Summonses were also issued to those called to serve 'by reason of their office or by mandate of their prince' as Barons for the forthcoming session.[21]

Before appearing before the Barons each sheriff had to go to the Exchequer of Receipt to pay in what was due. Payment was normally made in the form of silver pennies; it was not unusual for a sheriff to deposit tens of thousands of coins, amounting to several hundred pounds sterling.[43] The coins were counted by the tellers and separated into 100-shilling (£5) batches. Periodically a mixed selection of 240 pennies would be separated off by the Chamberlains' knights and weighed against a Tower pound; if the coins were too far below the requisite weight the whole deposit could (in theory) be rejected.[44] Each £5 batch was also weighed, before being loaded into £100 sacks (which, when filled, were sealed by the Treasurer's clerk). The sacks were stored in strong boxes with double locks (requiring the presence of both Chamberlains' knights to unlock them), over which the Treasurer's clerk again set his seal.[c] The Chamberlains' staff cut a tally for each deposit made, while the Treasurer's clerk kept a written record of them on the Receipt roll; the 'stock' of the tally was given to the sheriff and the 'foil' was kept by the Exchequer.

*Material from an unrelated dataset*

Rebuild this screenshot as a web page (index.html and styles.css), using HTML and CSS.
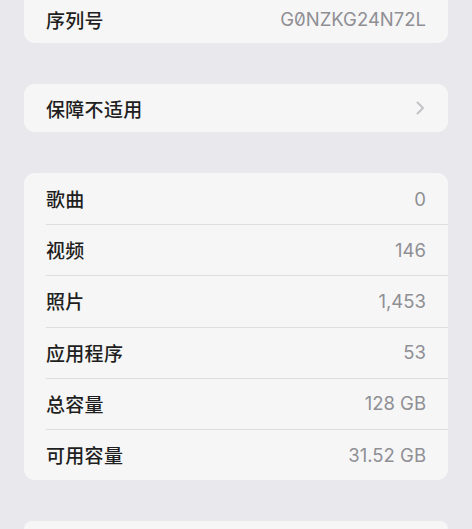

In the upper Exchequer the sheriff handed over his summons, which itemised the payments which had been required of him; he then produced the relevant tally stock as proof of payment for each sum deposited (and this was immediately checked by the Chamberlains against the corresponding tally foil). The total amount paid in (totted up using the counters on the table) was then compared against the amount due, and if there was a shortfall (after authorised expenses had been taken into account), then the Barons would judge whether the money owed could be carried forward, or whether the account-holder should be detained pending full payment. The Barons had use of a privy chamber (thalamus secretorum) where they could withdraw if necessary to consider points in private, so that the ongoing accounting business of the Exchequer was not thereby necessarily delayed.[45]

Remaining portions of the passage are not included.